TASK BRIEF: Extract every line where the string "this" appears.

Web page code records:
====

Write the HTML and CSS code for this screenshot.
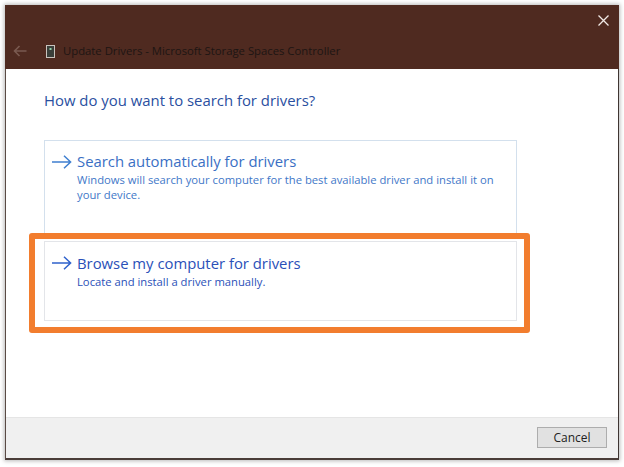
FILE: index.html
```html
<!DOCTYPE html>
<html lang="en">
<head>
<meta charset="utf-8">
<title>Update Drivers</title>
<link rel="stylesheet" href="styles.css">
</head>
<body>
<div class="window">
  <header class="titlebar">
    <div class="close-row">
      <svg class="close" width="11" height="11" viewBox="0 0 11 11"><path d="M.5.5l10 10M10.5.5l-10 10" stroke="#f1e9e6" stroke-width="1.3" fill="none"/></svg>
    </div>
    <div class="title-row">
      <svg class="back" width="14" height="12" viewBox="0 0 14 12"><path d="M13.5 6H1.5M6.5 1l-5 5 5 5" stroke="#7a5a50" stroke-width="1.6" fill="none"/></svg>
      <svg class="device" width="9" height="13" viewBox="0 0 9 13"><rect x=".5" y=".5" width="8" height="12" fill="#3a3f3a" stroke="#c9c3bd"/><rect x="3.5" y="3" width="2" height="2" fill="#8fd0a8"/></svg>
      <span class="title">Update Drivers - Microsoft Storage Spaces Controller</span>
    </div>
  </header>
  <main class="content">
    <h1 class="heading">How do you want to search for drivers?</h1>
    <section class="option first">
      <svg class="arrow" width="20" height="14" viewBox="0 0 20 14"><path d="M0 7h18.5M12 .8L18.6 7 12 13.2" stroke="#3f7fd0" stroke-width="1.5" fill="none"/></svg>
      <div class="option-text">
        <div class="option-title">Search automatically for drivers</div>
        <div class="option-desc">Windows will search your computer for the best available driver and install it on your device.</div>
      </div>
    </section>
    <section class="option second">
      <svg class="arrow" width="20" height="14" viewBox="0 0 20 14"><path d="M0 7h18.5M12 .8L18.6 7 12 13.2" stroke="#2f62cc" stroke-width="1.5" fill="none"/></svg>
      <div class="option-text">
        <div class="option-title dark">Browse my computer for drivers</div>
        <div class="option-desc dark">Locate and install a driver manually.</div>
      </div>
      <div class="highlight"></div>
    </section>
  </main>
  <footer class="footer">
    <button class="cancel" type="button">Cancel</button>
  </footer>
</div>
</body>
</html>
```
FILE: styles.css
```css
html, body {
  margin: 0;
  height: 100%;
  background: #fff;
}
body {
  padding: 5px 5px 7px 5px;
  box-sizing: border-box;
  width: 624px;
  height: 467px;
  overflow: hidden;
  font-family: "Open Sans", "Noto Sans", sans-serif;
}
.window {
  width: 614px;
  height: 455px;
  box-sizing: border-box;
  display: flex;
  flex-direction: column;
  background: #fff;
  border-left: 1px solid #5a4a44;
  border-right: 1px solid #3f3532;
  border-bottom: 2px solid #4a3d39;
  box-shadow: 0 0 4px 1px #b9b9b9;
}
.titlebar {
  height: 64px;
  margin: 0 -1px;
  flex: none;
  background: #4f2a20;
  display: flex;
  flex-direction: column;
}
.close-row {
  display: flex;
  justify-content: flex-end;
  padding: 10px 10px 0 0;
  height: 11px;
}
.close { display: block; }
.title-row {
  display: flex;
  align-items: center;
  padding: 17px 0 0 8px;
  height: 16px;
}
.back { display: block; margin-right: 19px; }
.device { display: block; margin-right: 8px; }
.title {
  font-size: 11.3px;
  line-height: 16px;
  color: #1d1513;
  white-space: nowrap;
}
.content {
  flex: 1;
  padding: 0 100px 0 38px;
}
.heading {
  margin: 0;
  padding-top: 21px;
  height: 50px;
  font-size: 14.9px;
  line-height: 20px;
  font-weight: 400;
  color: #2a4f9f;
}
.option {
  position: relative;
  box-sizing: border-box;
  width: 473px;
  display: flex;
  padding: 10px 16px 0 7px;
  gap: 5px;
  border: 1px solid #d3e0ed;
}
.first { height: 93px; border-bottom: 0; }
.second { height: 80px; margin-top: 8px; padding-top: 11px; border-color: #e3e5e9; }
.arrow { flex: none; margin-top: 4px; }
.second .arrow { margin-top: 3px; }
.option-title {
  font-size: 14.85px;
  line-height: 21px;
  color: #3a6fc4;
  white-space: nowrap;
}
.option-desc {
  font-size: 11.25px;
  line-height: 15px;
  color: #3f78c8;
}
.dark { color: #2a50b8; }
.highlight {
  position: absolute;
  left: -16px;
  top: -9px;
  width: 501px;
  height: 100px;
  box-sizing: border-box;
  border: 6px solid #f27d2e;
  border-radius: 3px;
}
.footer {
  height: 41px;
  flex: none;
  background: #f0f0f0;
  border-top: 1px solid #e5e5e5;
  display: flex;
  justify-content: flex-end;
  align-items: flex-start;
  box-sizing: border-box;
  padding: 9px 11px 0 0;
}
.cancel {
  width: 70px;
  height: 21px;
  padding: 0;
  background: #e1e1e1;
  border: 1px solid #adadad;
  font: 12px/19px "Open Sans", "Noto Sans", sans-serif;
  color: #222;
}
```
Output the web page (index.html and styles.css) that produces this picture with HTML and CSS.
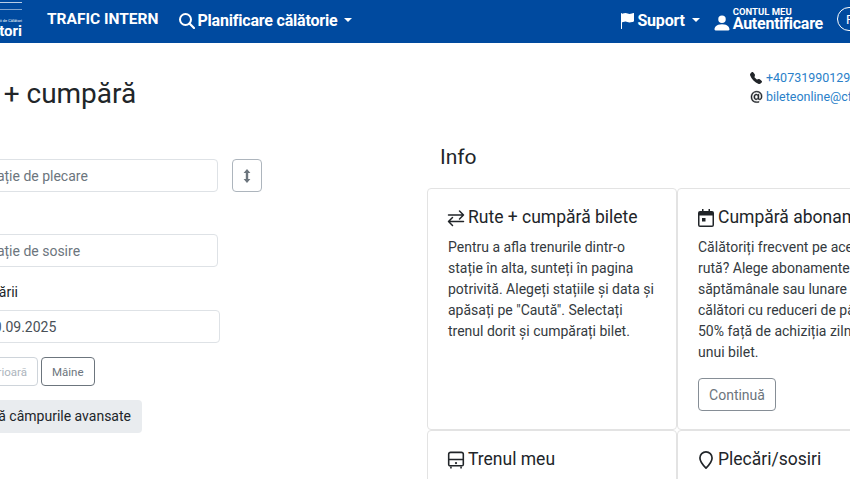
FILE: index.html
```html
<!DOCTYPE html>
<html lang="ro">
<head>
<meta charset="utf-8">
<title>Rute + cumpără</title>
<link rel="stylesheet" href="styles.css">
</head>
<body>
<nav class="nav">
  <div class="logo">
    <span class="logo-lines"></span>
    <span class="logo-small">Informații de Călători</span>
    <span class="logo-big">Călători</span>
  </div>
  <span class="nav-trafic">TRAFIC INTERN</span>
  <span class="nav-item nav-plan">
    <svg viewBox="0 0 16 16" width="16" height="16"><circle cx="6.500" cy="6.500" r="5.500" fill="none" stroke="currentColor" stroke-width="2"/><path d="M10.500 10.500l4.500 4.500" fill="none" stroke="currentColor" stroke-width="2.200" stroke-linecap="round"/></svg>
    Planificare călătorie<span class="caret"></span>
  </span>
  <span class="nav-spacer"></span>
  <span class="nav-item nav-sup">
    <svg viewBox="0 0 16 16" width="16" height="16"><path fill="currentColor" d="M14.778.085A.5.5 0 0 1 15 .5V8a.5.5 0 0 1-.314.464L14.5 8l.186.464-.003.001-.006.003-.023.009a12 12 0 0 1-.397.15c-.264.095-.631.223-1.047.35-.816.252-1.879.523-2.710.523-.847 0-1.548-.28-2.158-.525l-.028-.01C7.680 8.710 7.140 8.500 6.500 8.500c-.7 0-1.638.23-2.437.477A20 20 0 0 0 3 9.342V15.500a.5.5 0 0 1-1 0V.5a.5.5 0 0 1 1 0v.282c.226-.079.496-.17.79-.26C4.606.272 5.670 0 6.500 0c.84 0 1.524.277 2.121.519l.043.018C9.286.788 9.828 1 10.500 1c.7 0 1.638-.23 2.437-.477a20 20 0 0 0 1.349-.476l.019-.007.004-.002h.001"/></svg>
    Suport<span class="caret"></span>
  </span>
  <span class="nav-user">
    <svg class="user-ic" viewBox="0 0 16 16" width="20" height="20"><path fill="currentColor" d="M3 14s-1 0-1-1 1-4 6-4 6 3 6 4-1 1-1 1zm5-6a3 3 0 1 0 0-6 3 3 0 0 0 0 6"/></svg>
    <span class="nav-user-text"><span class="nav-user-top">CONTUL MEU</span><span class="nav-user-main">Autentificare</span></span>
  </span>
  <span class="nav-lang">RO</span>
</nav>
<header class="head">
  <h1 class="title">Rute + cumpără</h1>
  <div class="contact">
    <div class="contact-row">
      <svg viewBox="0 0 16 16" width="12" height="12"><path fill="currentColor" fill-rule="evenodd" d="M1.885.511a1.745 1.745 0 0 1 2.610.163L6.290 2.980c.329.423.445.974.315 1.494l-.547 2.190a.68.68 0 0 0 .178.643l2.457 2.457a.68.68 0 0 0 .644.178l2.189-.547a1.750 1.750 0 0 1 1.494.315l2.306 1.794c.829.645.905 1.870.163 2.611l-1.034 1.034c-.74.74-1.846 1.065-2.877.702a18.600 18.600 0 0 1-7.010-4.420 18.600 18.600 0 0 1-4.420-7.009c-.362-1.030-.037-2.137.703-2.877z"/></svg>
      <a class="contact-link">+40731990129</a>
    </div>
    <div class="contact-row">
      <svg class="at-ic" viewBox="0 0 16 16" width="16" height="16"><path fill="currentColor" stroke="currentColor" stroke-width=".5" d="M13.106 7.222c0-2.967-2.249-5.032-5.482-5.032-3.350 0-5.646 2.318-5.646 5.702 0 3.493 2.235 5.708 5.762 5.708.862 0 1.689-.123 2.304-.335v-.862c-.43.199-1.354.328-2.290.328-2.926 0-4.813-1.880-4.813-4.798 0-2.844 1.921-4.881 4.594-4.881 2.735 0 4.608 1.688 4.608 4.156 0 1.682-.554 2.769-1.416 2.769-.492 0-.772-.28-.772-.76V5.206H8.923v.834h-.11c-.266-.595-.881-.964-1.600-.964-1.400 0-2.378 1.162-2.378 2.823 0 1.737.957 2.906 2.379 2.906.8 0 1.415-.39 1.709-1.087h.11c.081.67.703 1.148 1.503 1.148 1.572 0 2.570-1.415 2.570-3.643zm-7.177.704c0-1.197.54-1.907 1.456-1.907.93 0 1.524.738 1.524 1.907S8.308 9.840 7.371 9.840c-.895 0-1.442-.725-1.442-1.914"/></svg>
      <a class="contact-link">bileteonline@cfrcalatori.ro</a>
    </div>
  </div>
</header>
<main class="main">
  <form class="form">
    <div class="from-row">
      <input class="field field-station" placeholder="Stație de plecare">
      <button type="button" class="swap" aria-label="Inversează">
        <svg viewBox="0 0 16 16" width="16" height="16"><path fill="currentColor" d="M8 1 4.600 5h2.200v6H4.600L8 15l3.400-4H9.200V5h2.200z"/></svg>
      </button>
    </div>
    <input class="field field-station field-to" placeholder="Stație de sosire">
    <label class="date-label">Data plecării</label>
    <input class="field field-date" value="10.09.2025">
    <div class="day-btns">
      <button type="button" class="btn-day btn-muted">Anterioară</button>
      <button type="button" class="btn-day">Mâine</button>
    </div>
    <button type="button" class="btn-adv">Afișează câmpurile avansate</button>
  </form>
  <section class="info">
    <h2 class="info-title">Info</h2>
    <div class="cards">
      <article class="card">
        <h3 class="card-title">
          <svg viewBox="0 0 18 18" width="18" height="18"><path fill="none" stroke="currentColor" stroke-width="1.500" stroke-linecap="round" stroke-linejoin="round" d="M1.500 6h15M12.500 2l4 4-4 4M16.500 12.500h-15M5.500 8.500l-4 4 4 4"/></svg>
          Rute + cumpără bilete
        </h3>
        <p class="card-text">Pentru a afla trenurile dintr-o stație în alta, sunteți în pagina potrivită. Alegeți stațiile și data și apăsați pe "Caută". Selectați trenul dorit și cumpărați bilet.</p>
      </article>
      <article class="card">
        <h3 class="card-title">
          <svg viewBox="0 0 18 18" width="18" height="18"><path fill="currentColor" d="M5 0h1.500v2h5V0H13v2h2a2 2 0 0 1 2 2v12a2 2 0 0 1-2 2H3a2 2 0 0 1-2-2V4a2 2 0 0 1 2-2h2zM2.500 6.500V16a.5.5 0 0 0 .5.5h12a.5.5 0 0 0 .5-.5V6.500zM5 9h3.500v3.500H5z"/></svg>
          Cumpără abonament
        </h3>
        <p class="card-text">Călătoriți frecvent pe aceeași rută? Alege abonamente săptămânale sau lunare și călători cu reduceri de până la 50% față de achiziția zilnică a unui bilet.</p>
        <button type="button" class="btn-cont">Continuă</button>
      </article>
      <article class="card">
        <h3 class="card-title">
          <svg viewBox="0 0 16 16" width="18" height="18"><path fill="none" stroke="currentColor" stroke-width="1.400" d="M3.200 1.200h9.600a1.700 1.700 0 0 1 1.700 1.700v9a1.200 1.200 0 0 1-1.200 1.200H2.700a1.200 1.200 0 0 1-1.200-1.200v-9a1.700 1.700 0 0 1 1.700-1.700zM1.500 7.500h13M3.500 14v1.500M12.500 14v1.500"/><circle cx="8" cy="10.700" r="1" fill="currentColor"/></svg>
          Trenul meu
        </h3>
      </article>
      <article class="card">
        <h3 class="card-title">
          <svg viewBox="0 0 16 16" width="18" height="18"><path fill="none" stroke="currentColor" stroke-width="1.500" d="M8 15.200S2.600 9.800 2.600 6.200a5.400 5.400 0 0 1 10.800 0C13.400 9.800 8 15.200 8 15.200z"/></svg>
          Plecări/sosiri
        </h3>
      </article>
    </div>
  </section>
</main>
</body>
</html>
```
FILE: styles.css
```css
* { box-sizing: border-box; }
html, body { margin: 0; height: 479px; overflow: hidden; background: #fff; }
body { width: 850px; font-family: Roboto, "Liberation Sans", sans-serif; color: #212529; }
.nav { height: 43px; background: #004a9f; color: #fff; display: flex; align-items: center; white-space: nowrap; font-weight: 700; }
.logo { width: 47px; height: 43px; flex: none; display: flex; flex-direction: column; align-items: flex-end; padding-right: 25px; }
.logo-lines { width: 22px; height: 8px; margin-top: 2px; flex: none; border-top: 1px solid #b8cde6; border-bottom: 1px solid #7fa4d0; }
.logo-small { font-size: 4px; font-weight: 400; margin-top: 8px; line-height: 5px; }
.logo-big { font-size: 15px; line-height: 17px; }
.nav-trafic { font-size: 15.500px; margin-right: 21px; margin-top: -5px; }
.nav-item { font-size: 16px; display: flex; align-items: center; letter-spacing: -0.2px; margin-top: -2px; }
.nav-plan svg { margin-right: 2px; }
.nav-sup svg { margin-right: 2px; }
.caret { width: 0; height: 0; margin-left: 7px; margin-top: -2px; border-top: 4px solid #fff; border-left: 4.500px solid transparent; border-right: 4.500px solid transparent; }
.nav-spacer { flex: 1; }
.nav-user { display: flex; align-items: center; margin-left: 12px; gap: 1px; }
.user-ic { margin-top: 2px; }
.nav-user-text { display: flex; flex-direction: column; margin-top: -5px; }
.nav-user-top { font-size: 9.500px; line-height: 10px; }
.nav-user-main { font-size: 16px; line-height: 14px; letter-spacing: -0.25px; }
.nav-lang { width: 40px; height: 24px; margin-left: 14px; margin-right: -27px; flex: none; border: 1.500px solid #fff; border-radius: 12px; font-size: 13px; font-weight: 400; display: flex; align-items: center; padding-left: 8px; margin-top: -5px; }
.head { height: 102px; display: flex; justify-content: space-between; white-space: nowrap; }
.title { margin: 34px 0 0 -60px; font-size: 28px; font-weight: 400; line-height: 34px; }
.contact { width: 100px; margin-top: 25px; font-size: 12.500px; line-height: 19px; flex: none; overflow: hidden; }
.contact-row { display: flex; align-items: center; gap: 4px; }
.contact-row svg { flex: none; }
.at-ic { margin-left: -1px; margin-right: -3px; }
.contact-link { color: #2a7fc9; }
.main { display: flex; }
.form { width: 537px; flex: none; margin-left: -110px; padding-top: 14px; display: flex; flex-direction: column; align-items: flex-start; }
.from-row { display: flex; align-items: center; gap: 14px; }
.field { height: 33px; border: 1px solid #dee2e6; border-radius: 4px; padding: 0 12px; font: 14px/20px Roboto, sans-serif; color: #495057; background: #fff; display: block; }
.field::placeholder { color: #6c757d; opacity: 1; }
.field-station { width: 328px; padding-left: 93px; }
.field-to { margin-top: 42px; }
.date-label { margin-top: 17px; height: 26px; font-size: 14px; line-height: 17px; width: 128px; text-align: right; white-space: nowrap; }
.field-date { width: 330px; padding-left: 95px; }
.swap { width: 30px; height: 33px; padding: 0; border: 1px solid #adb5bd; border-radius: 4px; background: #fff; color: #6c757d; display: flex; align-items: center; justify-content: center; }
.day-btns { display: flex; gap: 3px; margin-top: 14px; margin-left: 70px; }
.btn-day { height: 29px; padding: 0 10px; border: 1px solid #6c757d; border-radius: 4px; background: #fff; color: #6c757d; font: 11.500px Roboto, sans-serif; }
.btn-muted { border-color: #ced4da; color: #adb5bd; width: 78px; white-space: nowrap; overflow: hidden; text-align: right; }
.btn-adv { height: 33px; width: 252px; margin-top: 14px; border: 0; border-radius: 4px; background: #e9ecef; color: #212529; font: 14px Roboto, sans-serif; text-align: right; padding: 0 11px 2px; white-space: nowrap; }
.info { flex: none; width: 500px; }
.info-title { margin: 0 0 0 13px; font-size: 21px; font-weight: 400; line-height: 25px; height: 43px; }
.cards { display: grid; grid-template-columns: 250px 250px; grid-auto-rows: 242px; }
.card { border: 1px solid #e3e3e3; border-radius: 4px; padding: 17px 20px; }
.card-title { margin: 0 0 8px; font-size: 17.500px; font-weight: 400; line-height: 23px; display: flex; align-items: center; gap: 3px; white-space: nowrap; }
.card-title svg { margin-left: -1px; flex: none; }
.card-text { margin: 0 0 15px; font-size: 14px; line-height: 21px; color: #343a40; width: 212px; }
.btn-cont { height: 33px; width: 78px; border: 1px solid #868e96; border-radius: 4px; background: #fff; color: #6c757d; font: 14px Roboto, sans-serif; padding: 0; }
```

====

THE COMPLETED TASK:
Write the HTML and CSS code for this screenshot.
Output the web page (index.html and styles.css) that produces this picture with HTML and CSS.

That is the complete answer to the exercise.